Bigfoot may have a penchant for hanging around forests and mountainous regions, but UFOs are observed just about everywhere, or so it seems. Well maybe they don’t choose to fly over my apartment when I’m out and about, but I live in Arizona, near Phoenix, which is a notorious (or famous) area for mysterious activity. And not just the 1997 Phoenix Lights sightings.

Indeed, on that night, March 13, I was probably relaxing with Barbara, or perhaps our son, Grayson, was trading sci-fi stories with me. In fact, by the time he was 13, just two years later, we were busy writing a real sci-fi novel.

UFOs? Well, I was surely as interested as ever, but I didn’t pay much attention to the local news, so I didn’t notice. I did write a weekly technology column for the Arizona Republic, the largest newspaper in the state, but I didn’t actually read the paper all that much in those days, since it was always somewhat thin on national news.

Now when I was involved in creating The Paracast in late 2005, ahead of our 2006 debut on February 28th, I spent a lot of time playing catch up. I had been somewhat lax in keeping up with the UFO-related scuttlebutt for much of the previous decade, except for listening to Art Bell’s “Coast2Coast” radio show when I couldn’t get to sleep. But it didn’t take long to reconnect with the field and get a handle on what was going on.

Having gotten started chasing after the flying saucers in 1956, seriously, I could see the patterns of interest and disinterest over the ensuing years.

I was especially curious about efforts to bring about disclosure, all based on the belief that the U.S. government was chock full of compelling evidence about UFO reality, and it was high time to convince them to let us in on the secret.

Hopeful? Encouraging?

Not to me, because I had heard about such efforts before, in the pages of several books from early UFO author Major Donald E. Keyhoe. His 1955 title, “The Flying Saucer Conspiracy,” presented what, to me at least, appeared to be compelling arguments that the Air Force, charged with investigating the phenomenon, was concealing evidence that we were being visited by extraterrestrials.

In writing about an alleged Silence Group, Keyhoe made me almost believe that the truth was not only out there, but that it would be revealed before long. It would just take persistence to convince the authorities to do the right thing.

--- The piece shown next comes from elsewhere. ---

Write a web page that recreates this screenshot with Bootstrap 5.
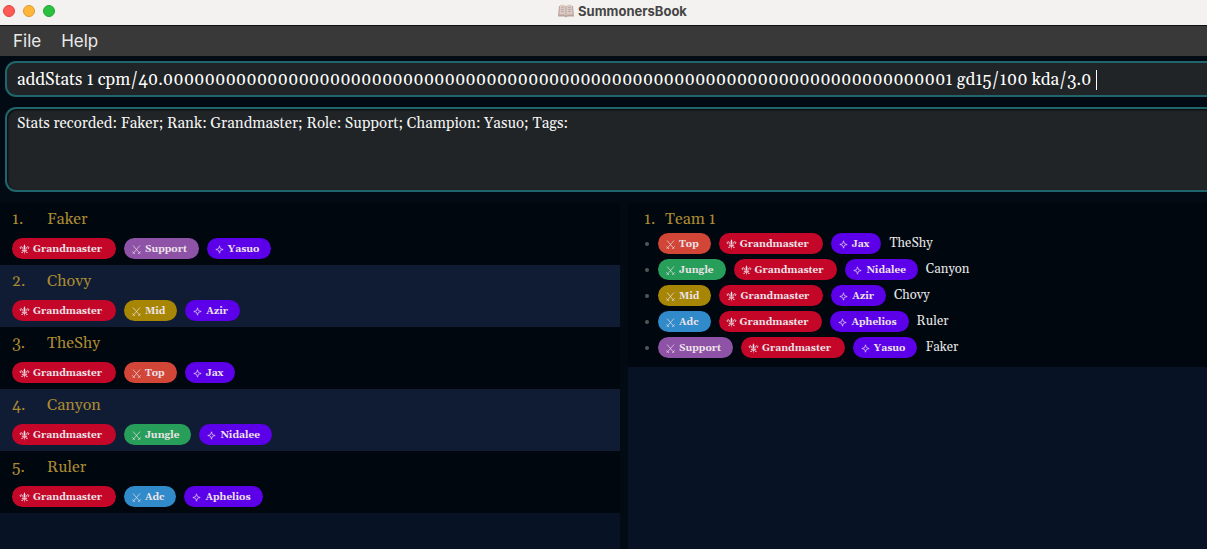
<!DOCTYPE html>
<html lang="en">
<head>
<meta charset="utf-8">
<meta name="viewport" content="width=device-width, initial-scale=1">
<title>SummonersBook</title>
<link href="https://cdn.jsdelivr.net/npm/bootstrap@5.3.0/dist/css/bootstrap.min.css" rel="stylesheet">
<style>
  body { background: #020a14; color: #e6e6e6; font-family: Gelasio, Georgia, "Liberation Serif", serif; }
  .title-bar { background: #f4f2f0; color: #454545; border-bottom: 1px solid #111; height: 26px; padding: 0 0 4px 38px; font: 700 13px/20px Inter, sans-serif; }
  .traffic { left: 3px; top: 5px; gap: 8px; }
  .dot { width: 12px; height: 12px; border-radius: 50%; border: 1px solid; }
  .dot-close { background: #ff5b54; border-color: #dd453f; }
  .dot-min { background: #ffb63a; border-color: #dc9a2d; }
  .dot-max { background: #2bc13f; border-color: #24a435; }
  .menu-strip { background: #393939; height: 30px; padding: 0 13px; gap: 20px; font: 400 17px/30px Inter, sans-serif; }
  .menu-strip button { color: #e9e9e9; background: none; }
  .field-box { background: #202426; border: 2px solid #20656b; border-right: 0; border-radius: 11px 0 0 11px; margin-left: 5px; }
  .command-box { height: 36px; margin-top: 5px; padding: 2px 10px 0; gap: 4px; }
  .command-box input { width: 103ch; min-width: 0; background: none; color: #fff; font-size: 17px; line-height: 30px; outline: 0; }
  .text-cursor { width: 1px; height: 20px; background: #fff; }
  .result-box { height: 85px; margin-top: 10px; box-shadow: inset 1px 1px 2px #06090c; }
  .result-box textarea { background: none; color: #f4f4f4; font-size: 15px; line-height: 20px; padding: 5px 10px; resize: none; outline: 0; }
  .panes { display: grid; grid-template-columns: 620fr 579fr; gap: 8px; margin-top: 11px; }
  .pane { background: #071224; min-width: 0; }
  .player { height: 62px; padding: 6px 12px; background: #01070f; }
  .player:nth-child(even) { background: #101b34; }
  .heading-line { color: #ab8b32; font-size: 16px; line-height: 20px; }
  .rank-no { width: 35px; }
  .player .tags { margin-top: 9px; }
  .tags { gap: 8px; }
  .pill { display: inline-flex; align-items: center; gap: 3px; height: 21px; padding: 0 12px 0 7px; border-radius: 11px; color: #eee4ea; font-size: 10px; font-weight: 700; line-height: 20px; white-space: nowrap; }
  .pill svg { width: 11px; height: 11px; margin-top: 2px; flex: none; }
  .grandmaster { background: #c40728; padding-right: 14px; }
  .champion { background: #5b00e8; }
  .support { background: #8e53a6; }
  .mid { background: #a88605; }
  .top-lane { background: #d24638; }
  .jungle { background: #279f5b; }
  .adc { background: #318ac9; }
  .team { background: #01070f; padding: 6px 16px 9px; }
  .team-no { width: 21px; }
  .members { margin-top: 4px; display: grid; gap: 5px; }
  .members li { font-size: 13px; line-height: 21px; }
  .bullet { width: 4px; height: 4px; border-radius: 50%; background: #555; margin: 1px 1px 0; }
</style>
</head>
<body class="d-flex flex-column min-vh-100">
<svg class="d-none" aria-hidden="true">
  <symbol id="i-fleur" viewBox="0 0 11 11"><path fill="currentColor" d="M5.5 .2C6.6 1.8 6.6 3.2 6 5.8H5C4.4 3.2 4.4 1.8 5.5 .2zM2.9 6H8.1V6.8H2.9zM5 7H6L5.5 10.8z"/><path fill="none" stroke="currentColor" stroke-width=".9" d="M4.2 5.8C3.8 2.4 1.2 2 1.2 3.8 1.2 4.4 1.6 4.8 2.2 4.6M6.8 5.8C7.2 2.4 9.8 2 9.8 3.8 9.8 4.4 9.4 4.8 8.8 4.6M4.3 7C4 8.6 3.2 9 2.4 8.4M6.7 7C7 8.6 7.8 9 8.6 8.4"/></symbol>
  <symbol id="i-swords" viewBox="0 0 11 11"><path fill="none" stroke="currentColor" stroke-width=".8" opacity=".85" d="M2 1.5 9.2 9.8M9 1.5 1.8 9.8M1.3 7.4 4 9.9M9.7 7.4 7 9.9"/></symbol>
  <symbol id="i-star" viewBox="0 0 11 11"><path fill="none" stroke="currentColor" stroke-width=".8" opacity=".85" d="M5.5 1.8 6.4 4.6 9.2 5.5 6.4 6.4 5.5 9.2 4.6 6.4 1.8 5.5 4.6 4.6z"/></symbol>
</svg>

<header class="title-bar position-relative d-flex justify-content-center">
  <div class="traffic position-absolute d-flex"><span class="dot dot-close"></span><span class="dot dot-min"></span><span class="dot dot-max"></span></div>
  <div class="d-flex align-items-center gap-1">
    <svg width="16" height="14" viewBox="0 0 16 14" aria-hidden="true">
      <path fill="#b9a29b" d="M1 2H15L16 12.5H9.5L8 13.5 6.5 12.5H0z"/>
      <path fill="#dccbc0" d="M2 1.2C4 .5 6.5.8 8 2.2 9.5.8 12 .5 14 1.2L14.6 10.8C12 10.2 9.5 10.6 8 12 6.5 10.6 4 10.2 1.4 10.8z"/>
      <path fill="none" stroke="#b8a5ad" d="M8 2.2V12M3.4 3.2 5.8 3.6M3.2 5.3 5.8 5.7M3 7.4 5.8 7.8M12.6 3.2 10.2 3.6M12.8 5.3 10.2 5.7M13 7.4 10.2 7.8"/>
    </svg>
    <span>SummonersBook</span>
  </div>
</header>

<nav class="menu-strip d-flex" aria-label="Application menu">
  <button type="button" class="border-0 p-0">File</button>
  <button type="button" class="border-0 p-0">Help</button>
</nav>

<div class="field-box command-box d-flex align-items-center">
  <input type="text" class="border-0 p-0" aria-label="Command" spellcheck="false" value="addStats 1 cpm/40.0000000000000000000000000000000000000000000000000000000000000000000000000001 gd15/100 kda/3.0 ">
  <span class="text-cursor"></span>
</div>
<div class="field-box result-box">
  <textarea class="d-block w-100 h-100 border-0" aria-label="Result" readonly spellcheck="false">Stats recorded: Faker; Rank: Grandmaster; Role: Support; Champion: Yasuo; Tags:</textarea>
</div>

<main class="panes flex-grow-1">
  <section class="pane" id="players" aria-label="Players"></section>
  <section class="pane" aria-label="Teams">
    <article class="team">
      <div class="heading-line d-flex"><span class="team-no">1.</span><span>Team 1</span></div>
      <ul class="members list-unstyled mb-0" id="members"></ul>
    </article>
  </section>
</main>

<script src="https://cdn.jsdelivr.net/npm/bootstrap@5.3.0/dist/js/bootstrap.bundle.min.js"></script>
<script>
  const players = {
    Faker: ['Support', 'support', 'Yasuo'],
    Chovy: ['Mid', 'mid', 'Azir'],
    TheShy: ['Top', 'top-lane', 'Jax'],
    Canyon: ['Jungle', 'jungle', 'Nidalee'],
    Ruler: ['Adc', 'adc', 'Aphelios']
  };
  const pill = (cls, icon, text) => `<span class="pill ${cls}"><svg aria-hidden="true"><use href="#i-${icon}"/></svg>${text}</span>`;
  const rank = pill('grandmaster', 'fleur', 'Grandmaster');
  const role = p => pill(p[1], 'swords', p[0]);
  const champion = p => pill('champion', 'star', p[2]);
  document.getElementById('players').innerHTML = Object.entries(players).map(([name, p], i) =>
    `<article class="player"><div class="heading-line d-flex"><span class="rank-no">${i + 1}.</span><span>${name}</span></div>
     <div class="tags d-flex">${rank}${role(p)}${champion(p)}</div></article>`).join('');
  document.getElementById('members').innerHTML = ['TheShy', 'Canyon', 'Chovy', 'Ruler', 'Faker'].map(name => {
    const p = players[name];
    return `<li class="tags d-flex align-items-center"><span class="bullet"></span>${role(p)}${rank}${champion(p)}<span>${name}</span></li>`;
  }).join('');
</script>
</body>
</html>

So when, in 1966, the U.S. Congress held hearings on the matter at the urging of then House Minority Leader Representative Gerald Ford, based on the furor over compelling UFO sightings in Michigan, there was hope.

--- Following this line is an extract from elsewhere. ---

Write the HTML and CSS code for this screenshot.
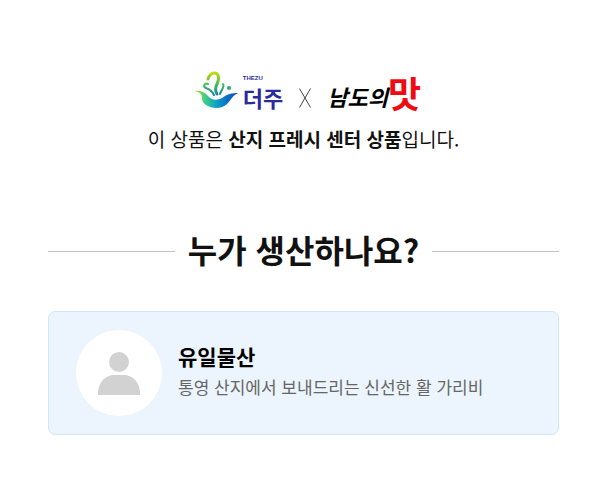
FILE: index.html
```html
<!DOCTYPE html>
<html lang="ko">
<head>
    <meta charset="UTF-8">
    <meta name="viewport" content="width=device-width, initial-scale=1.0">
    <title>산지 프레시 센터</title>
    <link rel="stylesheet" href="styles.css">
</head>
<body>
    <main class="container">
        <!-- Partner logos -->
        <header class="brands">
            <div class="thezu">
                <svg class="thezu-mark" viewBox="0 0 44 40" aria-hidden="true">
                    <defs>
                        <linearGradient id="wave" x1="0" y1="0" x2="1" y2="0">
                            <stop offset="0" stop-color="#b4e020"/>
                            <stop offset="0.25" stop-color="#38cc8a"/>
                            <stop offset="0.5" stop-color="#10a0c8"/>
                            <stop offset="0.75" stop-color="#0870c0"/>
                            <stop offset="1" stop-color="#2347b5"/>
                        </linearGradient>
                        <linearGradient id="swirl" gradientUnits="userSpaceOnUse" x1="0" y1="1" x2="0" y2="27">
                            <stop offset="0" stop-color="#c8dc10"/>
                            <stop offset="0.5" stop-color="#3db956"/>
                            <stop offset="1" stop-color="#0b75c0"/>
                        </linearGradient>
                    </defs>
                    <path d="M0 20C5 19 9 21 12 24C16 29 21 30 27 27C32 23 37 22 43 22C38 24 36 29 32 33C27 38 17 38 11 34C7 31 7 29 7 26C7 23 4 21 0 20Z" fill="url(#wave)"/>
                    <g fill="none" stroke="url(#swirl)" stroke-linecap="round" stroke-linejoin="round">
                        <path d="M13 8C14 4 17 2 19 2C25 2 24 9 22 13C20 17 20 20 22 23" stroke-width="3"/>
                        <path d="M13 13C9 11 8 16 11 17C14 18 17 20 19 24" stroke-width="2"/>
                        <path d="M28 13C30 16 26 19 25 23" stroke-width="2"/>
                    </g>
                    <circle cx="34" cy="17" r="2" fill="#29a978"/>
                </svg>
                <div class="thezu-name">
                    <span class="thezu-en">THEZU</span>
                    <span class="thezu-ko">더주</span>
                </div>
            </div>
            <svg class="cross" viewBox="0 0 12 20" aria-hidden="true">
                <path d="M0.5 0.5L11.5 19.5M11.5 0.5L0.5 19.5" stroke="#444" stroke-width="1"/>
            </svg>
            <div class="namdo">
                <span class="namdo-text">남도의</span><span class="namdo-taste">맛</span>
            </div>
        </header>
        <p class="notice">이 상품은 <b>산지 프레시 센터 상품</b>입니다.</p>

        <h1 class="heading">누가 생산하나요?</h1>

        <!-- Producer -->
        <section class="card">
            <div class="avatar">
                <svg class="avatar-icon" viewBox="0 0 42 43" aria-hidden="true">
                    <circle cx="21" cy="10" r="10"/>
                    <path d="M0 43V41C0 31 7 23 16 23H26C35 23 42 31 42 41V43Z"/>
                </svg>
            </div>
            <div class="producer">
                <h2 class="producer-name">유일물산</h2>
                <p class="producer-desc">통영 산지에서 보내드리는 신선한 활 가리비</p>
            </div>
        </section>
    </main>
</body>
</html>
```

FILE: styles.css
```css
body {
    margin: 0;
    background-color: #fff;
    color: #111;
    font-family: "Noto Sans CJK KR", sans-serif;
}
.container {
    padding: 68px 51px 48px 48px;
}

/* Logos */
.brands {
    display: flex;
    justify-content: center;
    align-items: center;
    gap: 16px;
    height: 48px;
    padding-left: 9px;
}
.thezu {
    display: flex;
    align-items: center;
    gap: 4px;
}
.thezu-mark {
    width: 44px;
    height: 40px;
    padding-bottom: 2px;
}
.thezu-name {
    display: flex;
    flex-direction: column;
    color: #2b2c9b;
    font-weight: bold;
    padding-top: 4px;
}
.thezu-en {
    font-family: "Liberation Sans", sans-serif;
    font-size: 6px;
    line-height: 6px;
}
.thezu-ko {
    font-size: 22px;
    line-height: 32px;
}
.cross {
    width: 12px;
    height: 20px;
    padding-top: 12px;
}
.namdo {
    display: flex;
    align-items: center;
}
.namdo-text {
    color: #000;
    font-size: 22px;
    line-height: 28px;
    font-weight: bold;
    font-style: italic;
    padding-top: 8px;
}
.namdo-taste {
    color: #f00b12;
    font-size: 36px;
    line-height: 48px;
    font-weight: bold;
}

.notice {
    margin: 7px 0 0;
    font-size: 19px;
    line-height: 32px;
    text-align: center;
}

/* Title with a line on both sides */
.heading {
    display: flex;
    align-items: center;
    gap: 13px;
    margin: 70px 0 38px;
    font-size: 32px;
    line-height: 48px;
}
.heading::before,
.heading::after {
    content: "";
    flex: 1;
    height: 1px;
    margin-top: 4px;
    background-color: #c4c4c4;
}

.card {
    display: flex;
    align-items: center;
    gap: 16px;
    padding: 18px 27px;
    background-color: #ecf5fd;
    border: 1px solid #d2e6f6;
    border-radius: 7px;
}
.avatar {
    display: flex;
    flex-shrink: 0;
    justify-content: center;
    align-items: center;
    width: 86px;
    height: 86px;
    border-radius: 50%;
    background-color: #fff;
}
.avatar-icon {
    width: 42px;
    height: 43px;
    fill: #d2d2d2;
}
.producer {
    padding-bottom: 4px;
}
.producer-name {
    margin: 0;
    color: #000;
    font-size: 21px;
    line-height: 32px;
}
.producer-desc {
    margin: 0;
    color: #666;
    font-size: 17px;
    line-height: 30px;
}
```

It wasn’t due to the efforts of Keyhoe or his UFO club, NICAP, which proclaimed itself a lobbying organization seeking UFO disclosure. It was public pressure on the Congressman by his constituents.

These paragraphs from the press release said it all:

“Ford is not satisfied with the Air Force explanation of the recent sightings in Michigan and describes the ‘swamp gas’ version given by astrophysicist J. Allen Hynek as ‘flippant.’

“Ford bas received a number of telegrams and letters from individuals anxious to see a congressional investigation of UFO’s.”

We got the hearings. But we also got the Condon Report, which proceeded to fulfill its mission to bury the topic, or at least it gave the Air Force the excuse to shutter its UFO investigative group, Project Blue Book, and get out of the business of tracking the phenomenon.

The disclosure efforts of the 2000’s may seem more successful with the establishment of a Pentagon UAP Task Force that appears to be taking the matter seriously. But it wasn’t the efforts of lobbyists that made it happen. It was actually a series of newspaper stories, which first appeared in The New York Times beginning in 2017, that revealed the existence of a $22 million project that evidently included investigating UAPs as part of its mission.

It almost seems as if we’ve come full circle, except that the first brief report from the Task Force didn’t try to debunk the reality of the phenomenon. It did not dismiss the possibility that ET was here, although it didn’t confirm it either.

But with the promise of a serious investigation into the UFO/UAP/flying saucer mystery, there is hope that things will be different this time.

But I wouldn’t bet the farm on it. I haven’t forgotten the hopes and unrealized promises of the past. It’s one reason why I often focus on that past on The Paracast. There are lessons of history that we must not forget.